Gleichschaltung und Bestrafung

Mit dem Machtantritt der Nationalsozialisten am 30. Januar 1933 wird die gerade aufgeblühte und vielfältige Radiolandschaft der Weimarer Republik im Zeichen der sogenannten Gleichschaltung zurückgeschnitten und in eine propagandistische Rundfunkpolitik zwangsüberführt, in der es nur noch ein staatlich gelenktes Programm gibt und das Hören von „Feindsendern“ in schweren Fällen mit der Todesstrafe geahndet wird.
Der weltumspannende Impuls des Rundfunkbastlers "Vom Gebirg zum Ozean, alles hört der Radiomann" – wie ein Werbeslogan aus den frühen Tagen lautete – sollte für die nächsten zwölf Jahre eine restriktive Engführung erfahren. Der neue Reichssendeleiter Eugen Hadamovsky war angetreten, um „die demokratische Epoche des Rundfunks“ und damit „zugleich die Epoche der Rundfunkliliputaner“ im Rahmen eines großdeutschen Einheitssenders auszulöschen.
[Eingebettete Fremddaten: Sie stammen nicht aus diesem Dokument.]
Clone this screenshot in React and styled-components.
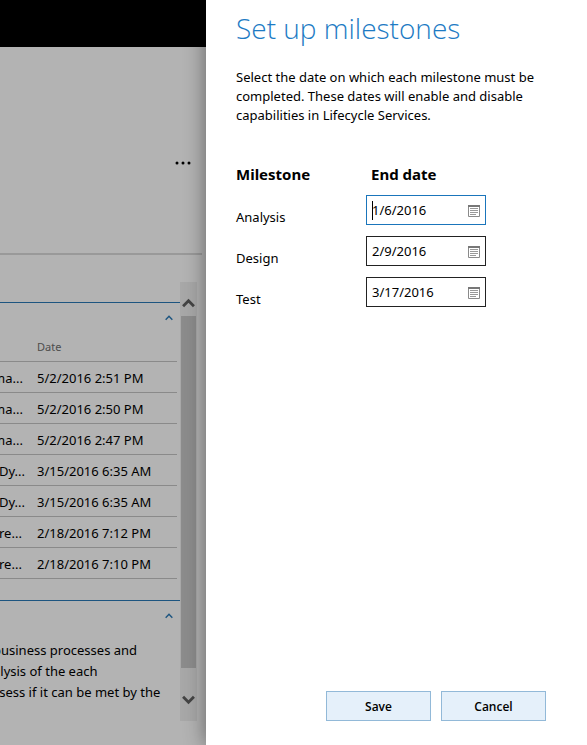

Das mächtigste Propagandainstrument der Nazis

Hadamovsky unterstand Joseph Goebbels, dem Reichsminister für Volksaufklärung und Propaganda, der in Personalunion auch als Präsident der Reichskulturkammer amtierte. Am 29. Oktober 1923, jenem Tag, als das Radio sein erstes Programm ausstrahlte, hatte auch Goebbels, der am 29. Oktober 1897 geboren wurde, Anlass zu feiern. Das Radio, das zu seinem mächtigsten Propagandainstrument werden sollte, teilte den Geburtstag mit ihm. Am 29. Oktober 1938, dem 15. Jahrestag des Rundfunks in Deutschland und dem 41. Geburtstag des Reichspropagandaministers, wurde in Berlin eine besonders preisgünstige Version des Volksempfängers präsentiert. Sie kostete 35 Reichsmark und wurde schon bald im Volksmund „Goebbels-Schnauze“ genannt.
Am 1. September 1939, dem Tag des Überfalls auf Polen, trat die "Verordnung über außerordentliche Rundfunkmaßnahmen" in Kraft. Diese Verordnung beinhaltete ein striktes Verbot des „Abhörens ausländischer Sender“. Bereits seit 1933 regelte ein Erlass der Gestapo über sogenannte Sondergerichte, dass „beim gemeinschaftlichen Empfang von Radio Moskau festgestellte Personen“ in Konzentrationslager zu überführen seien.
Ab 1934 verurteilte der Volksgerichtshof Hörer von Radio Moskau wegen Vorbereitung zum Hochverrat zu Zuchthausstrafen. Meistens kam der Hinweis auf die „Volksverräter“ aus dem unmittelbaren sozialen Umfeld von Kollegen oder Nachbarn, bisweilen sogar aus dem eigenen Haushalt von der Ehefrau oder dem in der Hitlerjugend aktiven Sohn. So war binnen kurzer Zeit aus dem polyglotten „Radiomann“ ein mit dem Tode bedrohter „Rundfunkverbrecher“ geworden.